Una mujer de cabellos rojos, cuyo cargo aún ignoro, sale al paso y niega el check in en el front desk de la aerolínea a este familiar. No acuso sus razones, que bien pueden ser ciertas. Acuso su mal talante, su destemplada forma de dirigirse al ciudadano, que, en este caso, es una mujer de 86 años. A Dios gracias, pudo resolverse el impasse, a pesar del tono de la mujer, al parecer, voluntariamente desagradable. A pesar de su premeditado maltrato. Con la premura impuesta por la amenaza del cierre inminente del proceso de registro para abordar, una joven recluta de la GNB hurga los papeles con exagerada acuciosidad. Se demora (¿adrede?). Mira y relee los papeles. Su rostro habla de su mal genio, de su indisposición para prestar su servicio de forma amable.

Todo indica que les da rabia que unos pocos viajen al exterior, que tantos jóvenes se marchen. Solo así se explica la actitud grosera de la joven soldada.
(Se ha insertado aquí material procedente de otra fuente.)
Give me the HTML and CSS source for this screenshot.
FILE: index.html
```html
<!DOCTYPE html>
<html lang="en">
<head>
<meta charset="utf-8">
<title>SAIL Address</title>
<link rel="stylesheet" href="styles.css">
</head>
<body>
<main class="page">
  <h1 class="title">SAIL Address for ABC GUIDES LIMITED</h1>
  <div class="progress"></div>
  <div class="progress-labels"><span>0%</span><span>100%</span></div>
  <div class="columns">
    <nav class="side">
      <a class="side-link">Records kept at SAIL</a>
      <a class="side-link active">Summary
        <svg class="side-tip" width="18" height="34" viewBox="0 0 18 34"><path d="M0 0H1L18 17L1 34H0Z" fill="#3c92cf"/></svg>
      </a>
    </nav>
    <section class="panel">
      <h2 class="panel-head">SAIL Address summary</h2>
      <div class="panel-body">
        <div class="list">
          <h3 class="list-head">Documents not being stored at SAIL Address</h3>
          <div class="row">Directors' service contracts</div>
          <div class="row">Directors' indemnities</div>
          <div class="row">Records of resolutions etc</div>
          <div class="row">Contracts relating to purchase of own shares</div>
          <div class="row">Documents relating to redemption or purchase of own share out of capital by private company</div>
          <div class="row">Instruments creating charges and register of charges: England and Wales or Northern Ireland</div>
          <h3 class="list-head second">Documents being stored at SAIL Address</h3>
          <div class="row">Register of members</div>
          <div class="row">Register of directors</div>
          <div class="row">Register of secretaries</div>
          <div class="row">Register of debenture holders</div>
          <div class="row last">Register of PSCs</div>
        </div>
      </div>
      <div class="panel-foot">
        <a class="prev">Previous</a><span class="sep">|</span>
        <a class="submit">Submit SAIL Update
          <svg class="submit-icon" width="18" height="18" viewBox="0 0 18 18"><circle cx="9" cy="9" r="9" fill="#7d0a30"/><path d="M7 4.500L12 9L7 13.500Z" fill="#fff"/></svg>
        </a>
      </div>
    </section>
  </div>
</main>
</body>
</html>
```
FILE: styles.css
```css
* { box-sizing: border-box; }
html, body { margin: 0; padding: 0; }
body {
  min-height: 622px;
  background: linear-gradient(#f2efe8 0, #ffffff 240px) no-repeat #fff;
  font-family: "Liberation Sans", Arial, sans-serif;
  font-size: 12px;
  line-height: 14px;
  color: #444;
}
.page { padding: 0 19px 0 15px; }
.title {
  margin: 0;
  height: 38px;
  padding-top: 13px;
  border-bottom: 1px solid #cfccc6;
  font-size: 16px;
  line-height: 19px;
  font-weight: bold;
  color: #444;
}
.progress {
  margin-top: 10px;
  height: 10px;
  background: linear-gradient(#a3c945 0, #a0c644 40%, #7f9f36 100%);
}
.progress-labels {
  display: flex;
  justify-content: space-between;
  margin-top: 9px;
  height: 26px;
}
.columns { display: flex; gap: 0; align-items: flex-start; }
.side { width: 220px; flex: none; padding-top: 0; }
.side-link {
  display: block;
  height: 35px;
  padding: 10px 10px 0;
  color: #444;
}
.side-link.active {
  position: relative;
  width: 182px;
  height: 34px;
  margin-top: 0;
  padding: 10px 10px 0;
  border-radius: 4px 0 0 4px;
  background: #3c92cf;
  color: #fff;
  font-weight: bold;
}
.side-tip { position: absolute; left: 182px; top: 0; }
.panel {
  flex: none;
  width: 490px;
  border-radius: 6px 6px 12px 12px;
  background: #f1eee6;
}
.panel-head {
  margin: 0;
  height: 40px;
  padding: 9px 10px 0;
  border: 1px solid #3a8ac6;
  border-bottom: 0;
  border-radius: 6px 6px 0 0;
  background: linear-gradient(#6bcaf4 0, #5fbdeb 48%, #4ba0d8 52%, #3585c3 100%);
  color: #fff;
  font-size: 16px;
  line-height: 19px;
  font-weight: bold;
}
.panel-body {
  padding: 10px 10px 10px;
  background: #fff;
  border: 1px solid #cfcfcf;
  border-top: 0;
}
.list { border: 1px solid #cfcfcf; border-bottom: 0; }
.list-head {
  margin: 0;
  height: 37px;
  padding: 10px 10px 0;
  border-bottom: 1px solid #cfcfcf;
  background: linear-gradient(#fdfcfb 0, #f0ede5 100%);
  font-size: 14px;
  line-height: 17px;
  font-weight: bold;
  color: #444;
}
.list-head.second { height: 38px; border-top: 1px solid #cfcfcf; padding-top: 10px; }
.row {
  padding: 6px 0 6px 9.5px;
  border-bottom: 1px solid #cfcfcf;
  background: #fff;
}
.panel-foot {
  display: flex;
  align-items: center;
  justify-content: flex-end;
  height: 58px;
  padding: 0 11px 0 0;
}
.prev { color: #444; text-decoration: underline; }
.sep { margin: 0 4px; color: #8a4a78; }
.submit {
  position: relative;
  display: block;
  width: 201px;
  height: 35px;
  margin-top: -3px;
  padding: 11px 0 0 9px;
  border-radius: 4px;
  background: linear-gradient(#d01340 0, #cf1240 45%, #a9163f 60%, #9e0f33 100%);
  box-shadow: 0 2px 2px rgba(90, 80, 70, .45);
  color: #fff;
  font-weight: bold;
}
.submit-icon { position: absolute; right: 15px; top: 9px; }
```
Solo así se explica su mal carácter. Solo así se entiende tanta patanería.

¿Qué pasó? ¿Dónde está aquel aeropuerto alegre, colmado de viajeros que jamás en su vida pensaron emigrar? La pregunta se queda en el aire, sin respuesta. No la hay, ¿o sí? Porque esta desgracia que nos gobierna desde hace casi dos décadas la eligieron muchos de esos venezolanos que ahora abrazan a sus hijos mientras lloran su partida. ¿Qué pasó? La respuesta yace en el ambiente enrarecido: el aeropuerto es una funeraria y Venezuela es un sepulcro.
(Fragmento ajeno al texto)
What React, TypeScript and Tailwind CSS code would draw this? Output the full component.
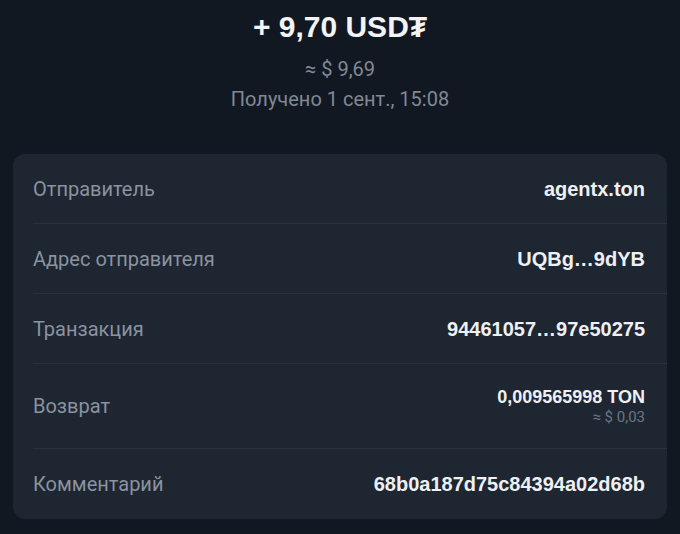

No demoré mucho. El pasajero con asistencia entra primero, aunque el vuelo saliese retrasado, aunque la espera en la terminal sea tan incómoda. Al anciano se le veja (al igual que en las taquillas de los bancos o en las oficinas de algún ministerio, porque forzar a una persona mayor a permanecer de pie bajo el sol o requisarla como si fuera un extremista de Al Qaeda o Daesh o, como en este caso, a abandonarla en la terminal de un aeropuerto, es de hecho, una infamia). Pero Venezuela es hoy un santuario de infamias. Una más no debe extrañarnos. No tardé mucho, pero debí ir al baño antes de regresar a Caracas. La hediondez me repugnó. No pude. Simplemente no pude. Aguanté.

Llego a mi casa y un mal sabor me amarga la boca. Recuerdos tristes. Maiquetía ya no es aquel lugar al que iban las personas a despedir familiares que a la vuelta de unos pocos días volvían cargados de regalos o, aún mejor, con sus títulos al término de sus estudios de post-grado en reconocidas universidades como La Sorbona o Harvard. El aeropuerto es un lugar triste que recuerda los cementerios. Los hijos se marchan para no volver, y los padres quedan atrás, sin poder ir.

Causa ira. Duele. Causa ira.

Venezuela va degenerando en un lugar de espectros y resentidos. Unos ya no viven. Otros se nutren de resentimientos restañados sin advertir que en este sepulcro, ellos también son sepultados. Que no son ellos menos espectros.

Causa ira. Sencillamente, causa ira.